BAliBASE Reference Set 9 includes four alignment reference subsets containing protein families with linear motifs (LMs). LMs include important functional sites such as protein interaction sites, cell compartment targeting signals, post-translational modification sites or cleavage sites. These sites are often found in disordered regions that are difficult to align by classical multiple sequence alignment methods. The majority of LMs are between 3 and 10 amino acids in length and most have one or more ambiguous (variable) or wildcard (totally variable) residues. Their short and degenerate nature makes real LMs difficult to distinguish from the background distribution of randomly occurring false positive motifs.

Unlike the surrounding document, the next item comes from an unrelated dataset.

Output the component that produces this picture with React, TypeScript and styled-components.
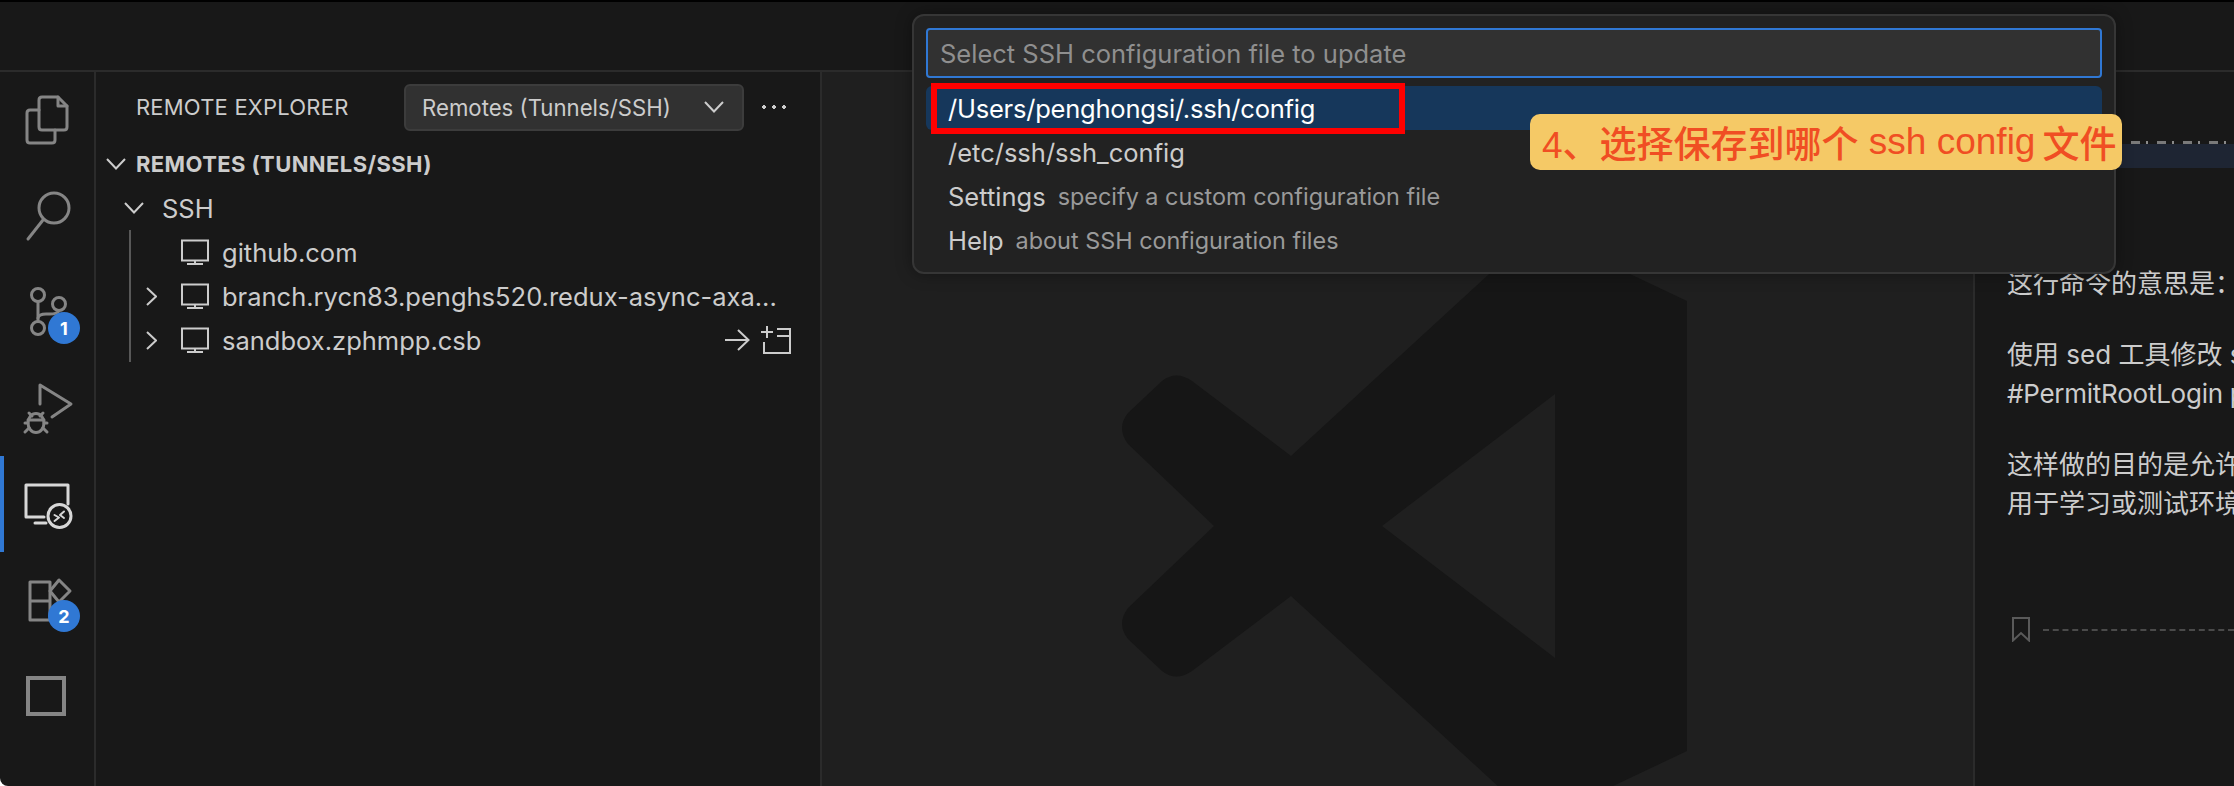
import * as React from 'react';
import styled, { createGlobalStyle } from 'styled-components';

const GlobalStyle = createGlobalStyle`
    html, body {
        margin: 0;
        padding: 0;
        width: 2234px;
        height: 786px;
        overflow: hidden;
        background: #ffffff;
    }
    * {
        box-sizing: border-box;
    }
`;

const UI_FONT = `Inter, "Noto Sans", "Noto Sans CJK SC", sans-serif`;

const Window = styled.div`
    position: relative;
    width: 2234px;
    height: 786px;
    display: flex;
    flex-direction: column;
    overflow: hidden;
    border-bottom-left-radius: 8px;
    background: #181818;
    color: #cccccc;
    font-family: ${UI_FONT};
`;
const TitleBar = styled.div`
    flex: none;
    height: 72px;
    border-top: 2px solid #000000;
    border-bottom: 2px solid #2b2b2b;
    background: #181818;
`;
const Body = styled.div`
    flex: 1;
    display: flex;
    min-height: 0;
`;

// activity bar
const ActivityBar = styled.div`
    flex: none;
    width: 96px;
    display: flex;
    flex-direction: column;
    border-right: 2px solid #2b2b2b;
`;
const ActivityItem = styled.div<{ $active?: boolean }>`
    position: relative;
    flex: none;
    width: 94px;
    height: 96px;
    color: ${p => (p.$active ? '#d7d7d7' : '#858585')};
    box-shadow: ${p => (p.$active ? 'inset 4px 0 0 #3078d4' : 'none')};
    svg {
        display: block;
    }
`;
const Badge = styled.div`
    position: absolute;
    left: 48px;
    top: 48px;
    width: 32px;
    height: 32px;
    border-radius: 50%;
    background: #3078d4;
    color: #ffffff;
    font-size: 18px;
    font-weight: 700;
    display: flex;
    align-items: center;
    justify-content: center;
`;

// sidebar
const Sidebar = styled.div`
    flex: none;
    width: 726px;
    display: flex;
    flex-direction: column;
    border-right: 2px solid #2b2b2b;
`;
const SidebarHeader = styled.div`
    flex: none;
    height: 70px;
    display: flex;
    align-items: center;
    padding: 0 34px 0 40px;
`;
const SidebarTitle = styled.div`
    flex: 1;
    font-size: 22px;
    letter-spacing: 0.2px;
    color: #cccccc;
`;
const SelectBox = styled.div`
    flex: none;
    width: 340px;
    height: 47px;
    display: flex;
    align-items: center;
    justify-content: space-between;
    padding: 0 18px 0 16px;
    background: #313131;
    border: 2px solid #3c3c3c;
    border-radius: 6px;
    font-size: 22.2px;
    color: #cccccc;
`;
const MoreDots = styled.div`
    flex: none;
    margin-left: 18px;
    width: 24px;
    height: 4px;
    background: radial-gradient(circle 2px at 2px 2px, #cccccc 98%, transparent) 0 0 / 10px 4px repeat-x;
`;
const TreeRow = styled.div<{ $indent: number; $slot: number }>`
    flex: none;
    height: 44px;
    display: flex;
    align-items: center;
    padding-left: ${p => p.$indent}px;
    font-size: 25.5px;
    white-space: nowrap;
    > svg:first-child {
        flex: none;
        margin-right: ${p => p.$slot}px;
    }
`;
const SectionRow = styled(TreeRow)`
    font-size: 22px;
    font-weight: 700;
    letter-spacing: 0.4px;
`;
const TreeGroup = styled.div`
    flex: none;
    margin-left: 33px;
    border-left: 2px solid #585858;
    display: flex;
    flex-direction: column;
`;
const HostRow = styled.div`
    flex: none;
    height: 44px;
    display: flex;
    align-items: center;
    font-size: 25.5px;
    white-space: nowrap;
`;
const ChevronSlot = styled.div`
    flex: none;
    width: 34px;
    margin-left: 15px;
    display: flex;
    align-items: center;
`;
const HostIcon = styled.svg`
    flex: none;
    margin-right: 12px;
`;
const HostActions = styled.div`
    margin-left: auto;
    display: flex;
    align-items: center;
    margin-right: 29px;
    gap: 10px;
`;

// editor
const Editor = styled.div`
    flex: none;
    width: 1153px;
    overflow: hidden;
    padding: 158px 0 0 294px;
    background: #1f1f1f;
    border-right: 2px solid #2b2b2b;
`;
const Watermark = styled.svg`
    display: block;
    fill: #161616;
`;

// right panel
const ChatPanel = styled.div`
    flex: 1;
    min-width: 0;
    overflow: hidden;
    background: #181818;
    font-size: 26px;
    line-height: 39px;
    color: #cccccc;
    white-space: nowrap;
`;
const ClippedLine = styled.div`
    height: 3px;
    margin-top: 69px;
    background: repeating-linear-gradient(90deg, #7a7a7a 0 9px, transparent 9px 15px, #8a8a8a 15px 17px, transparent 17px 26px);
`;
const CodeBand = styled.div`
    height: 24px;
    background: #1e2533;
`;
const Paragraphs = styled.div`
    margin-top: 96px;
    padding-left: 32px;
    display: flex;
    flex-direction: column;
    gap: 32px;
`;
const Paragraph = styled.div``;
const LatinLine = styled.div`
    letter-spacing: -0.25px;
`;
const Separator = styled.div`
    display: flex;
    align-items: center;
    margin-top: 94px;
    padding-left: 37px;
    gap: 13px;
    color: #5a5a5a;
`;
const DashedRule = styled.div`
    flex: 1;
    border-top: 2px dashed #4a4a4a;
`;

// quick pick
const QuickPick = styled.div`
    position: absolute;
    left: 912px;
    top: 14px;
    width: 1204px;
    height: 260px;
    padding: 12px;
    background: #222222;
    border: 2px solid #363636;
    border-radius: 12px;
    box-shadow: 0 0 16px rgba(0, 0, 0, 0.36);
    font-size: 25.5px;
`;
const PickInput = styled.div`
    height: 50px;
    display: flex;
    align-items: center;
    padding: 1px 12px 0;
    background: #313131;
    border: 2px solid #3078d4;
    border-radius: 4px;
    color: #8f8f8f;
`;
const PickList = styled.div`
    margin-top: 8px;
    display: flex;
    flex-direction: column;
`;
const PickRow = styled.div<{ $selected?: boolean }>`
    height: 44px;
    padding: 0 22px;
    display: flex;
    align-items: center;
    gap: 12px;
    border-radius: 6px;
    color: ${p => (p.$selected ? '#ffffff' : '#cccccc')};
    background: ${p => (p.$selected ? '#16375b' : 'transparent')};
    letter-spacing: ${p => (p.$selected ? '-0.22px' : '0')};
    white-space: nowrap;
`;
const PickDetail = styled.span`
    font-size: 23.4px;
    color: #9a9a9a;
`;
const RedBox = styled.div`
    position: absolute;
    left: 931px;
    top: 83px;
    width: 474px;
    height: 51px;
    border: 6px solid #ff0000;
`;
const Callout = styled.div`
    position: absolute;
    left: 1530px;
    top: 114px;
    width: 592px;
    height: 56px;
    padding-left: 12px;
    display: flex;
    align-items: center;
    background: #f5c966;
    border-radius: 10px;
    color: #f04e23;
    font-family: "Liberation Sans", "Noto Sans CJK SC", sans-serif;
    font-size: 37px;
    font-weight: 500;
    white-space: pre;
`;
const CalloutLatin = styled.span`
    font-weight: 400;
    margin-right: 7px;
`;

const ActivityIcon: React.FC<{ children: React.ReactNode }> = ({ children }) => (
    <svg width="94" height="96" viewBox="0 0 94 96" fill="none" stroke="currentColor" strokeWidth="3" strokeLinejoin="round" strokeLinecap="round">
        {children}
    </svg>
);

const ChevronDown = ({ size = 20 }: { size?: number }) => (
    <svg width={size} height={size * 0.6} viewBox="0 0 20 12" fill="none" stroke="#cccccc" strokeWidth="2">
        <path d="M1 1 L10 10.5 L19 1"/>
    </svg>
);
const ChevronRight = () => (
    <svg width="11" height="19" viewBox="0 0 11 19" fill="none" stroke="#cccccc" strokeWidth="2">
        <path d="M1 1 L10 9.5 L1 18"/>
    </svg>
);
const Monitor = () => (
    <HostIcon width="30" height="26" viewBox="0 0 30 26" fill="none" stroke="#cccccc" strokeWidth="2">
        <path d="M2 1.5 H28 V21.5 H2 Z"/>
        <path d="M15 21.5 V24.5 M7 25 H23"/>
    </HostIcon>
);

const App: React.FC = () => (
    <Window>
        <GlobalStyle/>
        <TitleBar/>
        <Body>
            <ActivityBar>
                <ActivityItem>
                    <ActivityIcon>
                        <path d="M39 35 V28 Q39 25 42 25 H58 L67 34 V55 Q67 58 64 58 H42 Q39 58 39 55 Z"/>
                        <path d="M58 25 V34 H67"/>
                        <path d="M39 38 H30 Q27 38 27 41 V68 Q27 71 30 71 H52 Q55 71 55 68 V58"/>
                    </ActivityIcon>
                </ActivityItem>
                <ActivityItem>
                    <ActivityIcon>
                        <circle cx="54" cy="40" r="15"/>
                        <path d="M43 52 L28 71"/>
                    </ActivityIcon>
                </ActivityItem>
                <ActivityItem>
                    <ActivityIcon>
                        <circle cx="38" cy="31" r="6.5"/>
                        <circle cx="59" cy="40" r="6.5"/>
                        <circle cx="38" cy="64" r="6.5"/>
                        <path d="M38 38 V57"/>
                        <path d="M38 54 Q39 50 46 50 H50 Q57 50 59 47"/>
                    </ActivityIcon>
                    <Badge>1</Badge>
                </ActivityItem>
                <ActivityItem>
                    <ActivityIcon>
                        <path d="M40 44 V25 L71 44 L52 57"/>
                        <ellipse cx="36" cy="63" rx="8" ry="9.5"/>
                        <path d="M28 60 H44 M29 53 L32 56 M43 53 L40 56 M25 63 H28 M44 63 H47 M25 72 L29 68 M47 72 L43 68"/>
                    </ActivityIcon>
                </ActivityItem>
                <ActivityItem $active>
                    <ActivityIcon>
                        <path d="M68 48 V29 H26 V61 H44"/>
                        <path d="M35 67 H46"/>
                        <circle cx="59.5" cy="60" r="11.5"/>
                        <path d="M54.5 59 L59 61.5 L54.5 65" strokeWidth="2"/>
                        <path d="M64 55.5 L60 59 L64 62" strokeWidth="2"/>
                    </ActivityIcon>
                </ActivityItem>
                <ActivityItem>
                    <ActivityIcon>
                        <path d="M30 30 H50 V68 H30 Z M30 49 H50"/>
                        <path d="M59 28 L70 39 L59 50 L50 39 Z"/>
                    </ActivityIcon>
                    <Badge>2</Badge>
                </ActivityItem>
                <ActivityItem>
                    <svg width="94" height="96" viewBox="0 0 94 96" fill="none" stroke="currentColor" strokeWidth="4">
                        <rect x="28" y="30" width="36" height="36"/>
                    </svg>
                </ActivityItem>
            </ActivityBar>
            <Sidebar>
                <SidebarHeader>
                    <SidebarTitle>REMOTE EXPLORER</SidebarTitle>
                    <SelectBox>
                        <span>Remotes (Tunnels/SSH)</span>
                        <ChevronDown/>
                    </SelectBox>
                    <MoreDots/>
                </SidebarHeader>
                <SectionRow $indent={10} $slot={10}>
                    <ChevronDown/>
                    REMOTES (TUNNELS/SSH)
                </SectionRow>
                <TreeRow $indent={28} $slot={18}>
                    <ChevronDown/>
                    SSH
                </TreeRow>
                <TreeGroup>
                    <HostRow>
                        <ChevronSlot/>
                        <Monitor/>
                        github.com
                    </HostRow>
                    <HostRow>
                        <ChevronSlot><ChevronRight/></ChevronSlot>
                        <Monitor/>
                        branch.rycn83.penghs520.redux-async-axa...
                    </HostRow>
                    <HostRow>
                        <ChevronSlot><ChevronRight/></ChevronSlot>
                        <Monitor/>
                        sandbox.zphmpp.csb
                        <HostActions>
                            <svg width="26" height="22" viewBox="0 0 26 22" fill="none" stroke="#cccccc" strokeWidth="2">
                                <path d="M1 11 H24 M14 1 L24.5 11 L14 21"/>
                            </svg>
                            <svg width="31" height="28" viewBox="0 0 31 28" fill="none" stroke="#cccccc" strokeWidth="2">
                                <path d="M7 0 V12 M1 6 H13 M17 3 H30 V27 H4 V16 M17 10 H30"/>
                            </svg>
                        </HostActions>
                    </HostRow>
                </TreeGroup>
            </Sidebar>
            <Editor>
                <Watermark width="571" height="592" viewBox="1116 230 571 592">
                    <path fillRule="evenodd" d="M1537 230 L1687 301 V751 L1537 822 L1291 596 L1192 671 Q1176 682 1162 671 L1128 639 Q1116 624 1128 608 L1214 526 L1128 444 Q1116 428 1128 413 L1162 381 Q1176 370 1192 381 L1291 456 Z M1555 394 L1382 526 L1555 658 Z"/>
                </Watermark>
            </Editor>
            <ChatPanel>
                <ClippedLine/>
                <CodeBand/>
                <Paragraphs>
                    <Paragraph>这行命令的意思是：</Paragraph>
                    <Paragraph>
                        使用 sed 工具修改 sshd_config<br/>
                        <LatinLine>#PermitRootLogin prohibit-password</LatinLine>
                    </Paragraph>
                    <Paragraph>
                        这样做的目的是允许 root 用户通过<br/>
                        用于学习或测试环境
                    </Paragraph>
                </Paragraphs>
                <Separator>
                    <svg width="18" height="25" viewBox="0 0 18 25" fill="none" stroke="currentColor" strokeWidth="2">
                        <path d="M1 1 H17 V23.5 L9 16 L1 23.5 Z"/>
                    </svg>
                    <DashedRule/>
                </Separator>
            </ChatPanel>
        </Body>
        <QuickPick>
            <PickInput>Select SSH configuration file to update</PickInput>
            <PickList>
                <PickRow $selected>/Users/penghongsi/.ssh/config</PickRow>
                <PickRow>/etc/ssh/ssh_config</PickRow>
                <PickRow>Settings <PickDetail>specify a custom configuration file</PickDetail></PickRow>
                <PickRow>Help <PickDetail>about SSH configuration files</PickDetail></PickRow>
            </PickList>
        </QuickPick>
        <RedBox/>
        <Callout>4、选择保存到哪个 <CalloutLatin>ssh config</CalloutLatin>文件</Callout>
    </Window>
);

export default App;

For Subset 1, only sequences with true positive motifs are selected. The subset is further organised into three different groups, according to sequence variability: <20% identity, 20-40% identity and 40-80% identity.
Sequences with <20% identity: Subset 1 (1)
Sequences with 20-40% identity: Subset 1 (2)
Sequences with 40-80% identity: Subset 1 (3)
Subset 2 contains sequences with possible 'errors' (badly predicted sequences, fragments, splicing variants). These sequences share some homology with the reference sequence, but do not contain the ELM motif.
Sequences with true positive motifs only: Subset 2 (1)
Sequences with true positive motifs and sequences with errors: Subset 2 (2)
Subset 3 contains true positive sequences aligned with sequences containing false positive motifs.
Sequences with true positive motifs only: Subset 3 (1)
Sequences with true positive motifs and sequences with false positive motifs: Subset 3 (2)
Subset 4 contains true positive sequences aligned with sequences that do not contain any examples of the motif.
Sequences with true positive motifs only: Subset 4 (1)
Sequences with true positive motifs and sequences with no motifs: Subset 4 (2)